I groan and rub a hand over my face as she shrugs at both of us, completely unrepentant. “I don’t give a shit what they think about what I’m doing. It’s no one’s business but my own. I’m Unbonded, remember? The problem here is that we’re trying to pretend that everyone in the Sanctuary is so united and happy to be here, and putting the General in the mix is not going to be a good thing. Have you warned Oli of what’s about to go down? Hell, has anyone thought to tell her bond about him? Because it can’t even handle any of us side-eyeing any of her Bonded, let alone when North and Nox end up in the same room as Dad.”
I drop my hand away from my face and give her a look. “I have considered that, obviously, but what am I supposed to do? Tell him he is not allowed to come here? Because that would be so easy to do. North agreed to let him here to give his latest debrief. He’s only supposed to be here for a night or two. It’ll be just long enough that we can wave Oli in his face briefly, and then continue on with our lives.”

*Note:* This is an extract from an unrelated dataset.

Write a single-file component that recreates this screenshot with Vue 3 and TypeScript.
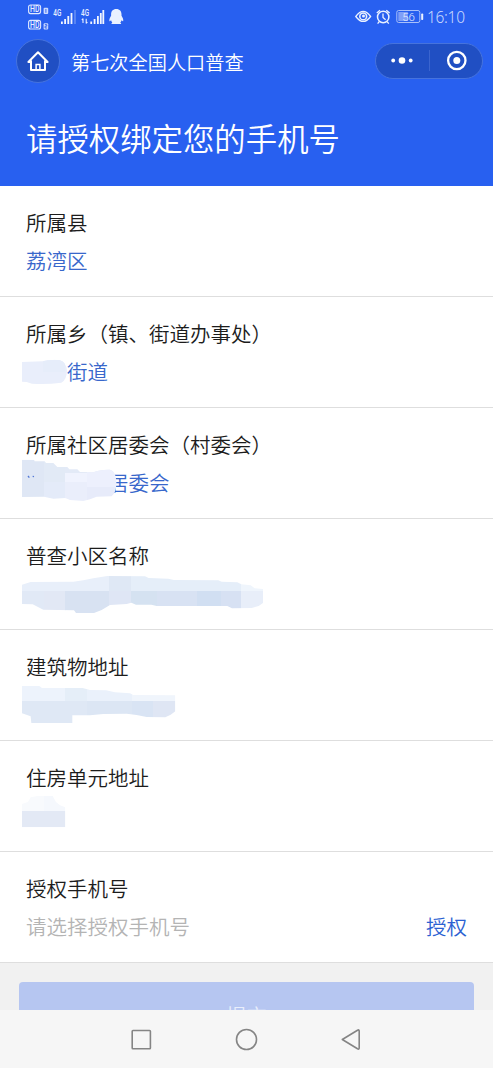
<script setup lang="ts">
interface Cell {
  x: number
  y: number
  w: number
  h: number
  fill: string
}
interface Mask {
  id: string
  offset: number
  outline: string
  cells: Cell[]
}
interface Field {
  label: string
  value?: string
  skip?: number
  mask?: Mask
}

const c = (x: number, y: number, w: number, h: number, fill: string): Cell => ({ x, y, w, h, fill })

const fields: Field[] = [
  { label: '所属县', value: '荔湾区' },
  {
    label: '所属乡（镇、街道办事处）',
    value: '街道',
    skip: 2,
    mask: {
      id: 'm-town',
      offset: -97,
      outline: 'M66 486 L128 484 Q146 478 178 480 Q198 484 201 512 Q200 540 184 548 Q140 554 96 551 L80 546 L66 545 Z',
      cells: [c(60, 470, 145, 90, '#e9eefb'), c(130, 470, 66, 45, '#e6edfa')],
    },
  },
  {
    label: '所属社区居委会（村委会）',
    value: '居委会',
    skip: 4,
    mask: {
      id: 'm-community',
      offset: 22,
      outline:
        'M66 89 L102 89 L104 94 L134 94 L138 99 L160 99 L172 111 L202 111 L208 118 L232 118 L240 126 L280 127 Q300 118 330 119 Q344 123 347 140 L350 160 Q347 190 335 199 L290 200 L270 208 L250 213 L210 210 L196 204 L160 206 L132 200 L66 201 Z',
      cells: [
        c(60, 80, 72, 130, '#dfe7f5'),
        c(131, 80, 66, 75, '#e2eaf6'),
        c(131, 155, 66, 60, '#e4ebf9'),
        c(196, 80, 160, 50, '#e3eaf7'),
        c(196, 130, 66, 25, '#f0f3fe'),
        c(196, 155, 66, 60, '#eaeefb'),
        c(262, 118, 95, 54, '#edf0fd'),
        c(262, 172, 95, 45, '#e7ebfa'),
      ],
    },
  },
  {
    label: '普查小区名称',
    mask: {
      id: 'm-block',
      offset: 21,
      outline:
        'M66 134 L92 126 L220 125 L250 121 L280 115 L322 108 L435 109 L446 114 L505 116 L522 120 L655 121 L665 125 L712 127 L724 133 L752 136 L764 145 L789 147 L789 189 L776 198 L755 204 L696 205 L682 198 L470 198 L454 194 L408 194 L394 188 L380 192 L330 195 L305 210 L282 219 L228 219 L222 211 L130 209 L98 193 L66 192 Z',
      cells: [
        c(60, 100, 268, 54, '#e8effa'),
        c(60, 154, 72, 70, '#e1e9f6'),
        c(131, 154, 66, 70, '#e2e8f5'),
        c(196, 154, 132, 70, '#d8e2f2'),
        c(328, 100, 66, 54, '#dfe8f5'),
        c(328, 154, 66, 60, '#dfe6f5'),
        c(394, 100, 330, 54, '#e5eef9'),
        c(394, 154, 76, 60, '#d5e2f1'),
        c(470, 154, 122, 60, '#d8e2f3'),
        c(592, 154, 70, 60, '#d1dff2'),
        c(662, 154, 62, 60, '#d7e1f3'),
        c(724, 120, 70, 34, '#eff5fc'),
        c(724, 154, 70, 60, '#e8eef9'),
      ],
    },
  },
  {
    label: '建筑物地址',
    mask: {
      id: 'm-building',
      offset: 20,
      outline:
        'M66 108 L118 108 L126 114 L248 114 L270 120 L318 121 L345 127 L390 130 L400 135 L526 136 L526 184 L512 194 L496 202 L440 201 L410 195 L380 191 L310 192 L270 196 L217 196 L217 219 L94 219 L92 199 L66 190 Z',
      cells: [
        c(60, 100, 136, 53, '#edf3fc'),
        c(196, 100, 66, 53, '#e5eef8'),
        c(262, 100, 134, 53, '#eaf1fb'),
        c(396, 130, 134, 23, '#f0f5fc'),
        c(60, 153, 202, 70, '#dfe8f5'),
        c(262, 153, 134, 50, '#dce6f4'),
        c(396, 153, 62, 52, '#d9e4f4'),
        c(458, 153, 72, 52, '#dfe6f4'),
      ],
    },
  },
  {
    label: '住房单元地址',
    mask: {
      id: 'm-unit',
      offset: -91,
      outline: 'M66 462 L84 456 L92 442 L112 438 L158 438 L168 456 L180 466 L196 472 L196 532 L66 532 Z',
      cells: [c(60, 430, 72, 53, '#f8fafd'), c(131, 430, 70, 53, '#f5f8fd'), c(60, 483, 140, 52, '#e3e9f5')],
    },
  },
]
</script>

<template>
  <div class="screen">
    <header class="hero">
      <div class="status">
        <svg class="status-left" width="110" height="34" viewBox="0 0 110 34">
          <g fill="none" stroke="#dfe8ff" stroke-width="1.1">
            <rect x="8.6" y="5" width="12" height="8.6" rx="2" />
            <rect x="8.6" y="20.4" width="12" height="8.6" rx="2" />
          </g>
          <g fill="#e8efff" class="tiny">
            <text x="10" y="12.3" font-size="8.2" textLength="9.4" lengthAdjust="spacingAndGlyphs">HD</text>
            <text x="10" y="27.7" font-size="8.2" textLength="9.4" lengthAdjust="spacingAndGlyphs">HD</text>
            <text x="33.3" y="15.8" font-size="8.6" textLength="8" lengthAdjust="spacingAndGlyphs">4G</text>
            <text x="61" y="15.8" font-size="8.6" textLength="8" lengthAdjust="spacingAndGlyphs">4G</text>
          </g>
          <rect x="23.6" y="7.8" width="4.6" height="6.2" rx="1" fill="#c9d8ff" />
          <rect x="23.6" y="23.2" width="4.6" height="6.2" rx="1" fill="#c9d8ff" />
          <path d="M25.900 9v3.800M24.900 24.600h1.900v1.600h-1.700v1.800h2" fill="none" stroke="#2a60ee" stroke-width=".9" />
          <g fill="#f2f6ff">
            <rect x="41" y="21.5" width="1.8" height="2.5" />
            <rect x="44.2" y="19" width="1.8" height="5" />
            <rect x="47.4" y="16" width="1.8" height="8" />
            <rect x="50.6" y="13" width="1.8" height="11" />
            <rect x="54.2" y="10" width="1.6" height="14" opacity=".3" />
            <rect x="70.3" y="21.5" width="1.8" height="2.5" />
            <rect x="73.7" y="19" width="1.8" height="5" />
            <rect x="77.000" y="16" width="1.8" height="8" />
            <rect x="79.900" y="13" width="1.8" height="11" />
            <rect x="82.400" y="10" width="1.8" height="14" />
          </g>
          <path d="M63 18.500v4.500M61.800 20l1.200-1.400M66.200 18.800v4.700M67.400 22l-1.200 1.500" fill="none" stroke="#e8efff" stroke-width="1.1" />
          <path
            d="M96.300 9c-3.500 0-5.200 2.300-5.200 5.200v1.500c-1.300 1.800-2 3.900-1.700 5.200.3.700 1.100-.1 1.700-.6.2.8.6 1.500 1.200 2.100-.6.400-.9.900-.9 1.600h9.800c0-.7-.3-1.200-.9-1.600.6-.6 1-1.300 1.200-2.100.6.500 1.400 1.300 1.700.6.300-1.300-.4-3.400-1.700-5.200v-1.500c0-2.900-1.700-5.200-5.200-5.200z"
            fill="#eaf1ff"
          />
        </svg>
        <svg class="status-right" width="72" height="34" viewBox="0 0 72 34">
          <g fill="none" stroke="#eaf1ff" stroke-width="1.3">
            <path d="M.8 16.5Q8.2 6.2 15.6 16.5Q8.2 26.4.8 16.5z" />
            <circle cx="8.2" cy="16.4" r="3.4" stroke-width="1.6" />
            <circle cx="28.2" cy="17" r="5.700" stroke-width="1.500" />
            <path d="M28 13.400v4l2.600 2.400M24.200 21.800l-1.600 1.800M32.200 21.800l1.600 1.800M21.800 13l3.200-2.800M31.300 10.200l3.300 2.800" />
          </g>
          <circle cx="8.500" cy="15.900" r="1.500" fill="#eaf1ff" />
          <rect x="41.800" y="10.500" width="23" height="12" rx="1.800" fill="none" stroke="#a9c0fa" />
          <rect x="43.300" y="12" width="9.500" height="9" fill="#7f9ff7" />
          <rect x="66.200" y="13.500" width="2" height="6.500" rx=".8" fill="#eaf1ff" />
          <text x="47.200" y="20.600" class="battery" textLength="12.800">56</text>
        </svg>
        <span class="clock">16:10</span>
      </div>
      <nav class="nav">
        <div class="home">
          <svg width="24" height="24" viewBox="0 0 24 24" fill="none" stroke="#fff" stroke-width="2">
            <path d="M4.900 13H2.400L12 3.200 21.600 13h-2.500M5 11.500V21h14v-9.500" stroke-linejoin="round" />
            <path d="M10.100 21v-5.500h3.800V21" stroke-width="1.500" />
          </svg>
        </div>
        <span class="nav-title">第七次全国人口普查</span>
        <div class="capsule">
          <svg width="106" height="34" viewBox="0 0 106 34">
            <g fill="#fff">
              <circle cx="17.200" cy="16.500" r="1.900" />
              <circle cx="26" cy="16.500" r="3.300" />
              <circle cx="34.700" cy="16.500" r="1.900" />
              <circle cx="80.800" cy="16.500" r="3.500" />
            </g>
            <path d="M53.500 6v21" stroke="#3b65cf" />
            <circle cx="80.800" cy="16.500" r="8.700" fill="none" stroke="#fff" stroke-width="2.300" />
          </svg>
        </div>
      </nav>
      <h1 class="title">请授权绑定您的手机号</h1>
    </header>

    <main class="form">
      <section v-for="field in fields" :key="field.label" class="row">
        <div class="label">{{ field.label }}</div>
        <div class="value" :class="field.skip ? 'skip-' + field.skip : ''">{{ field.value }}</div>
        <svg v-if="field.mask" class="mask" width="290" height="110" viewBox="0 0 290 110">
          <g :transform="`translate(0 ${field.mask.offset}) scale(.33333)`">
            <clipPath :id="field.mask.id"><path :d="field.mask.outline" /></clipPath>
            <g :clip-path="`url(#${field.mask.id})`" shape-rendering="crispEdges">
              <rect
                v-for="(cell, i) in field.mask.cells"
                :key="i"
                :x="cell.x"
                :y="cell.y"
                :width="cell.w"
                :height="cell.h"
                :fill="cell.fill"
              />
            </g>
            <path v-if="field.skip === 4" d="M84 138l4 5M98 139l4 1" stroke="#5479d6" stroke-width="4" />
          </g>
        </svg>
      </section>
      <section class="row">
        <div class="label">授权手机号</div>
        <div class="pick">
          <span class="placeholder">请选择授权手机号</span>
          <span class="authorize">授权</span>
        </div>
      </section>
    </main>

    <div class="submit-area">
      <button class="submit" disabled>提交</button>
    </div>

    <footer class="keys">
      <svg width="493" height="58" viewBox="0 0 493 58" fill="none" stroke="#858585" stroke-width="1.6" stroke-linejoin="round">
        <rect x="132.200" y="20.500" width="18.200" height="18.200" rx=".8" />
        <circle cx="246.500" cy="29.500" r="10" />
        <path d="M342.300 29.500 357.500 20.200q1.700-.9 1.700.8v17q0 1.700-1.700.8z" />
      </svg>
    </footer>
  </div>
</template>

<style>
body {
  margin: 0;
}
</style>

<style scoped>
.screen {
  width: 493px;
  height: 1068px;
  overflow: hidden;
  display: flex;
  flex-direction: column;
  background: #f1f1f1;
  font-family: 'Noto Sans CJK SC', 'Noto Sans', sans-serif;
  font-weight: 350;
}
.hero {
  flex: none;
  height: 186px;
  background: #2860f0;
  color: #fff;
}
.status {
  height: 34px;
  display: flex;
  padding: 0 28px 0 20px;
}
.status-right {
  margin-left: auto;
}
.status-left,
.status-right {
  display: block;
}
.tiny {
  font-family: Roboto, sans-serif;
  font-weight: 500;
}
.battery {
  font-family: Roboto, sans-serif;
  font-size: 11.5px;
  fill: #e4ecff;
}
.clock {
  width: 38px;
  font-family: 'Noto Sans', sans-serif;
  font-size: 15.5px;
  line-height: 35px;
  color: #cbdafe;
  white-space: nowrap;
  letter-spacing: -0.3px;
}
.nav {
  height: 56px;
  display: flex;
  align-items: center;
  padding: 0 10px 0 16px;
}
.home {
  width: 42px;
  height: 42px;
  margin-top: -2px;
  border: 1px solid #4673dd;
  border-radius: 50%;
  background: #204fc3;
  display: flex;
  align-items: center;
  justify-content: center;
}
.nav-title {
  margin-left: 11px;
  font-size: 19.2px;
  line-height: 28px;
}
.capsule {
  margin-left: auto;
  margin-top: -2px;
  width: 106px;
  height: 34px;
  border: 1px solid #4673dd;
  border-radius: 18px;
  background: #204fc3;
}
.capsule svg {
  display: block;
}
.title {
  margin: 24px 0 0 26px;
  font-size: 31.4px;
  line-height: 48px;
  font-weight: 350;
}
.form {
  flex: none;
}
.row {
  position: relative;
  box-sizing: border-box;
  height: 111px;
  padding: 17px 26px 0;
  border-bottom: 1px solid #dedede;
  background: #fff;
  font-size: 20.5px;
  line-height: 38px;
}
.label {
  color: #1c1c1c;
}
.value {
  height: 38px;
  color: #3867cb;
}
.skip-2 {
  padding-left: 41px;
}
.skip-4 {
  padding-left: 82px;
}
.mask {
  position: absolute;
  left: 0;
  top: 0;
}
.pick {
  display: flex;
  justify-content: space-between;
}
.placeholder {
  color: #b4b4b4;
}
.authorize {
  color: #2b61d2;
}
.submit-area {
  flex: 1;
  min-height: 0;
  overflow: hidden;
  padding: 19px 19px 0;
}
.submit {
  display: block;
  width: 100%;
  height: 66px;
  padding: 0;
  border: 0;
  border-radius: 4px;
  background: #b6c6f1;
  color: #e9eefb;
  font: inherit;
  font-size: 20.5px;
  line-height: 66px;
}
.keys {
  flex: none;
  height: 58px;
  background: #f6f6f6;
}
.keys svg {
  display: block;
}
</style>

Kieran nods along as though I am giving him so much ammo for later ribbing, and Kyrie presses both of her hands against her temples as though she is suffering from a giant headache, though I doubt it could possibly be as big as mine.
“And how exactly are you convincing the Draven brothers to let their Bonded be in the same room as the General without them? Because the only way that we’re going to stop her bond from coming out and tearing his soul out through his nostrils is for her to not know about their issues.”
Kieran glances between the two of us and then chips in. “I don’t think we’re gonna have to worry about Nox giving a shit. He seems to be pretty fine with Oli doing anything that might get herself murdered, maimed, or kidnapped.”
This is not how I was planning on having this conversation with either of them, but I murmur, “That might not be true anymore.”
Both of them look at me, startled, and I shrug. “She saved his life. It involved a soul-bonding, and they seem to have found some common ground.”
Kieran snorts at me as though I’ve told a great joke and claps me on the back again. “Sure, sure. Nox Draven gives a shit about his Bonded. I believe you, one hundred percent. It’s definitely what’s happening here and not just that he wasn’t thinking clearly post, y’know, death.”
Kyrie seems a little bit more hesitant to argue with me, but she shrugs and glances around the room, her back straightening with a snap as her eyes fall on our parents as they walk back into the room. Vivian and Unser are with them, both looking as though they’ve been chewing on sour grapes, though I’m sure Unser’s appearance has more to do with the fact that he isn’t even twenty-four hours out of the medical center.
“Yeah, it can’t be that bad. We’re going to be fine here,” Kyrie mutters under her breath, and I shrug because it doesn’t matter. We’re going to have to speak to them whether we want to or not.
The doors to the training center open again and North steps through, confirming that today is going to be a complete shitshow for me.
Surprisingly, he doesn’t look as though he’s just spent the last three days at the bottom of a bottle of bourbon, none of the horrendous hangover he must be experiencing showing on his face. His suit is perfect, his hair is slicked back in the very structured, councilman way that he has, and only the thin band of black smoke around his wrist shows that he might not be so happy about this situation.
Kieran leans into me again to murmur, “Ding ding, round one.”